Soon, they needed to land again for more ammunition. Saacks had burned through the 1,000 rounds he'd brought from his house. As Pitman dropped away from the hotel, the sniper again popped out of his hole and started shooting at them. "It was obvious the helicopter was getting hit," Saacks says. "You could feel the strikes."

Mark Essex's body on roof.
Mark Essex's body on roof.

At 8:50 p.m., Pitman lifted off from behind City Hall for a third time. Reloaded, Saacks and the other officers were ready for another confrontation with the elusive sniper. On the approach to the hotel, the helicopter again took fire, but as they rose above the roof, the sniper had once more disappeared. Pitman hovered just over the rooftop and tried to hold his searchlight steady as the policemen fired into the Gravier Street cubicle.

Essex was in the back of the alcove on the right-hand side of the Gravier stairwell. A metal water pipe ran up along the back wall of the alcove. Each time the helicopter passed overhead, Essex shimmied to the top of the pipe and clung there. As they looked down onto the top of the cubicle, the marines and policemen inside the helicopter couldn't see him. It was an almost perfect hiding spot.

As Saacks fired into the cubicle, trying to open even bigger holes in the cinderblock walls, he noticed that the water pipe at the back of the alcove was shaking. He stopped firing and tapped Officer Tom Casey on the shoulder. When Casey looked over, Saacks shouted above the roar of the engines, "I think he's on the pipe." Casey nodded that he understood, and Saacks said, "Put some fire on his ass to try to get him to drop."
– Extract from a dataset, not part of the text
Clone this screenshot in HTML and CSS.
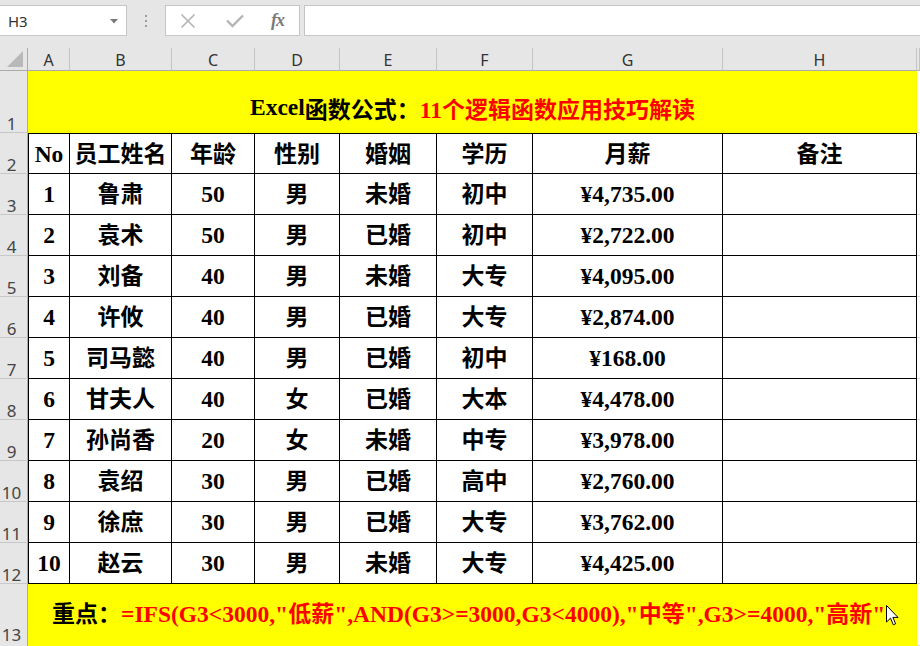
FILE: index.html
```html
<!DOCTYPE html>
<html lang="zh-CN">
<head>
<meta charset="utf-8">
<title>Excel</title>
<link rel="stylesheet" href="styles.css">
</head>
<body>
<div class="app">
  <div class="toolbar">
    <div class="namebox">
      <span class="ref">H3</span>
      <svg class="drop" width="8" height="5" viewBox="0 0 8 5"><path d="M0 0 L8 0 L4 4.5 Z" fill="#7a7a7a"/></svg>
    </div>
    <div class="grip"><i></i><i></i><i></i></div>
    <div class="fxbox">
      <svg width="16" height="16" viewBox="0 0 16 16"><path d="M1.5 1.5 L14.5 14.5 M14.5 1.5 L1.5 14.5" stroke="#b4b4b4" stroke-width="1.6" fill="none"/></svg>
      <svg width="18" height="14" viewBox="0 0 18 14"><path d="M1 6.5 L6.5 12 L17 1.5" stroke="#b4b4b4" stroke-width="2.4" fill="none"/></svg>
      <span class="fx">fx</span>
    </div>
    <div class="formula"></div>
  </div>

  <div class="sheet">
    <div class="corner"><svg width="17" height="16" viewBox="0 0 17 16"><path d="M16 0 L16 16 L0 16 Z" fill="#b9b9b9"/></svg></div>
    <div class="colh">A</div>
    <div class="colh">B</div>
    <div class="colh">C</div>
    <div class="colh">D</div>
    <div class="colh">E</div>
    <div class="colh">F</div>
    <div class="colh">G</div>
    <div class="colh">H</div>
    <div class="colh"></div>

    <div class="rowh">1</div>
    <div class="title">Excel<span class="zh">函数公式：</span><span class="red">11<span class="zh">个逻辑函数应用技巧解读</span></span></div>
    <div class="e"></div>

    <div class="rowh">2</div>
    <div class="d a top">No</div>
    <div class="d top zh">员工姓名</div>
    <div class="d top zh">年龄</div>
    <div class="d top zh">性别</div>
    <div class="d top zh">婚姻</div>
    <div class="d top zh">学历</div>
    <div class="d top zh">月薪</div>
    <div class="d top zh">备注</div>
    <div class="e"></div>

    <div class="rowh">3</div>
    <div class="d a">1</div><div class="d zh">鲁肃</div><div class="d">50</div><div class="d zh">男</div><div class="d zh">未婚</div><div class="d zh">初中</div><div class="d">¥4,735.00</div><div class="d"></div><div class="e"></div>

    <div class="rowh">4</div>
    <div class="d a">2</div><div class="d zh">袁术</div><div class="d">50</div><div class="d zh">男</div><div class="d zh">已婚</div><div class="d zh">初中</div><div class="d">¥2,722.00</div><div class="d"></div><div class="e"></div>

    <div class="rowh">5</div>
    <div class="d a">3</div><div class="d zh">刘备</div><div class="d">40</div><div class="d zh">男</div><div class="d zh">未婚</div><div class="d zh">大专</div><div class="d">¥4,095.00</div><div class="d"></div><div class="e"></div>

    <div class="rowh">6</div>
    <div class="d a">4</div><div class="d zh">许攸</div><div class="d">40</div><div class="d zh">男</div><div class="d zh">已婚</div><div class="d zh">大专</div><div class="d">¥2,874.00</div><div class="d"></div><div class="e"></div>

    <div class="rowh">7</div>
    <div class="d a">5</div><div class="d zh">司马懿</div><div class="d">40</div><div class="d zh">男</div><div class="d zh">已婚</div><div class="d zh">初中</div><div class="d">¥168.00</div><div class="d"></div><div class="e"></div>

    <div class="rowh">8</div>
    <div class="d a">6</div><div class="d zh">甘夫人</div><div class="d">40</div><div class="d zh">女</div><div class="d zh">已婚</div><div class="d zh">大本</div><div class="d">¥4,478.00</div><div class="d"></div><div class="e"></div>

    <div class="rowh">9</div>
    <div class="d a">7</div><div class="d zh">孙尚香</div><div class="d">20</div><div class="d zh">女</div><div class="d zh">未婚</div><div class="d zh">中专</div><div class="d">¥3,978.00</div><div class="d"></div><div class="e"></div>

    <div class="rowh">10</div>
    <div class="d a">8</div><div class="d zh">袁绍</div><div class="d">30</div><div class="d zh">男</div><div class="d zh">已婚</div><div class="d zh">高中</div><div class="d">¥2,760.00</div><div class="d"></div><div class="e"></div>

    <div class="rowh">11</div>
    <div class="d a">9</div><div class="d zh">徐庶</div><div class="d">30</div><div class="d zh">男</div><div class="d zh">已婚</div><div class="d zh">大专</div><div class="d">¥3,762.00</div><div class="d"></div><div class="e"></div>

    <div class="rowh">12</div>
    <div class="d a">10</div><div class="d zh">赵云</div><div class="d">30</div><div class="d zh">男</div><div class="d zh">未婚</div><div class="d zh">大专</div><div class="d">¥4,425.00</div><div class="d"></div><div class="e"></div>

    <div class="rowh last">13</div>
    <div class="note"><span class="zh">重点：</span><span class="red">=IFS(G3&lt;3000,"<span class="zh">低薪</span>",AND(G3&gt;=3000,G3&lt;4000),"<span class="zh">中等</span>",G3&gt;=4000,"<span class="zh">高新</span>"</span>
      <svg class="cursor" width="13" height="21" viewBox="0 0 13 21"><path d="M0.5 0.5 L0.5 17 L4.5 13.2 L7.3 19.8 L9.6 18.8 L6.9 12.4 L12 12.4 Z" fill="#fff" stroke="#000" stroke-width="1" stroke-linejoin="round"/></svg>
    </div>
    <div class="e"></div>
  </div>
</div>
</body>
</html>
```

FILE: styles.css
```css
* { box-sizing: border-box; }
html, body { margin: 0; padding: 0; }
body { background: #e6e6e6; width: 920px; height: 646px; overflow: hidden; }

.app { width: 920px; height: 646px; overflow: hidden; }

.toolbar {
  height: 48px;
  display: flex;
  align-items: flex-start;
  padding-top: 5px;
}
.namebox {
  width: 127px;
  height: 31px;
  background: #fff;
  border: 1px solid #c6c6c6;
  border-left: none;
  display: flex;
  align-items: center;
  justify-content: space-between;
  padding: 0 8px 0 8px;
  font: 15px "Noto Sans", "Liberation Sans", sans-serif;
  color: #333;
}
.drop { margin-top: 1px; }
.grip {
  width: 38px;
  height: 31px;
  display: flex;
  flex-direction: column;
  align-items: center;
  justify-content: center;
  gap: 3px;
}
.grip i {
  display: block;
  width: 2px;
  height: 2px;
  background: #9c9c9c;
}
.fxbox {
  width: 135px;
  height: 31px;
  background: #fff;
  border: 1px solid #c6c6c6;
  display: flex;
  align-items: center;
  padding-left: 14px;
  gap: 0;
}
.fxbox svg:first-child { margin-right: 30px; }
.fxbox svg:nth-child(2) { margin-right: 27px; margin-top: 1px; }
.fx {
  font: italic bold 18px "Liberation Serif", serif;
  color: #7a7a7a;
  letter-spacing: -1px;
}
.formula {
  flex: 1;
  height: 31px;
  margin-left: 4px;
  margin-right: -2px;
  background: #fff;
  border: 1px solid #c6c6c6;
}

.sheet {
  display: grid;
  grid-template-columns: 28px 42px 102px 83px 85px 97px 96px 190px 194px 1fr;
  grid-template-rows: 23px 62px repeat(11, 41px) 62px;
  background: #fff;
}
.corner {
  background: #e6e6e6;
  border-right: 1px solid #ababab;
  border-bottom: 1px solid #ababab;
  display: flex;
  align-items: flex-end;
  justify-content: flex-end;
  padding: 0 3px 3px 0;
}
.colh {
  background: #e6e6e6;
  border-right: 1px solid #c4c4c4;
  border-bottom: 1px solid #ababab;
  text-align: center;
  font: 16px "Noto Sans", "Liberation Sans", sans-serif;
  color: #333;
  line-height: 23px;
  padding-top: 1px;
}
.rowh {
  background: #e6e6e6;
  border-right: 1px solid #ababab;
  border-bottom: 1px solid #c8c8c8;
  display: flex;
  align-items: flex-end;
  justify-content: center;
  padding-right: 4px;
  font: 17px "Noto Sans", "Liberation Sans", sans-serif;
  color: #444;
  line-height: 17px;
}
.rowh.last { padding-bottom: 3px; border-bottom: none; }
.e {
  background: #fff;
  border-bottom: 1px solid #dadada;
}

.d {
  background: #fff;
  border-right: 1px solid #000;
  border-bottom: 1px solid #000;
  display: flex;
  align-items: center;
  justify-content: center;
  font: bold 23.5px "Liberation Serif", "Noto Sans CJK SC", serif;
  color: #000;
  padding-top: 1px;
  white-space: nowrap;
}
.d.zh { padding-top: 0; padding-bottom: 4px; }
.d.a { border-left: 1px solid #000; }
.d.top { border-top: 1px solid #000; }

.zh { font-family: "Noto Sans CJK SC", sans-serif; font-size: 23px; }
.red { color: #ff0000; }

.title {
  grid-column: 2 / span 8;
  background: #ffff00;
  display: flex;
  align-items: center;
  justify-content: center;
  padding-top: 11px;
  font: bold 23.5px "Liberation Serif", "Noto Sans CJK SC", serif;
  color: #000;
  white-space: nowrap;
}
.note {
  grid-column: 2 / span 8;
  background: #ffff00;
  display: flex;
  align-items: center;
  padding-left: 24px;
  padding-bottom: 6px;
  font: bold 23.5px "Liberation Serif", "Noto Sans CJK SC", serif;
  color: #000;
  white-space: nowrap;
  position: relative;
}
.cursor {
  position: absolute;
  left: 858px;
  top: 21px;
}
```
Saacks fired several rounds into the roof just outside the alcove. He was trying to skip them high up along the back wall near the pipe. One of the shots from the helicopter hit the water pipe and shattered it, sending a torrent of water down on top of the policemen in the Gravier stairwell.

In the cockpit of the helicopter, Pitman was aware that the policemen had discovered the sniper's hiding place. He eased the big helicopter away from the roof as if he were pulling out. It was a high stakes game of cat and mouse.

With the pipe under him split open and the helicopter again flying away, Essex dropped to the floor of the alcove and picked up his rifle. He charged out onto the roof to fire another couple of parting shots at the retreating aircraft. Then the searchlight hit him.

After dropping away from the hotel, Pitman had reversed direction and slipped back over the building. He swept his searchlight across the roof. "I saw him come out of the dark," Pitman says. The gunman was caught out in the open, 30 feet from the Gravier cubicle. The sniper snapped his rifle up to his shoulder. Pitman saw a flash and a red-hot ball rocketing up toward him. The gunmen's round slammed into the transmission housing just above the cockpit. Pitman knew the helicopter had been hit. He didn't know how badly or even how long they could stay in the air, but he held the big bird steady over the hotel as the policemen in the back adjusted their line of fire. They were 10 feet off the roof and less than 50 feet from the sniper.

"We were looking eyeball to eyeball at him," Saacks says. With a fresh magazine in his M-16, Saacks opened fire. "I just walked the bullets right into him."

When Pitman's searchlight finally caught Essex out in the open, the elusive enemy that the police had been chasing for a week was finally exposed. Policemen who'd crouched for hours in open windows and on rooftops all around the Howard Johnson's started shooting.

Mark Essex's body convulsed beneath the fusillade of police bullets and collapsed onto the roof. His Ruger .44-caliber Magnum carbine lay beside him, broken into pieces by the hail of gunfire.

"He was hit a number of times," recalls Pitman, in a bit of understatement. An autopsy later revealed Essex had been struck by more than 200 bullets.

"The guy was so shot up he had to be picked up with a scooper," says Eddie Rantz, who was perched on a nearby building, armed with a .30-caliber carbine, and who took part in the volley of shots that finally brought Essex down.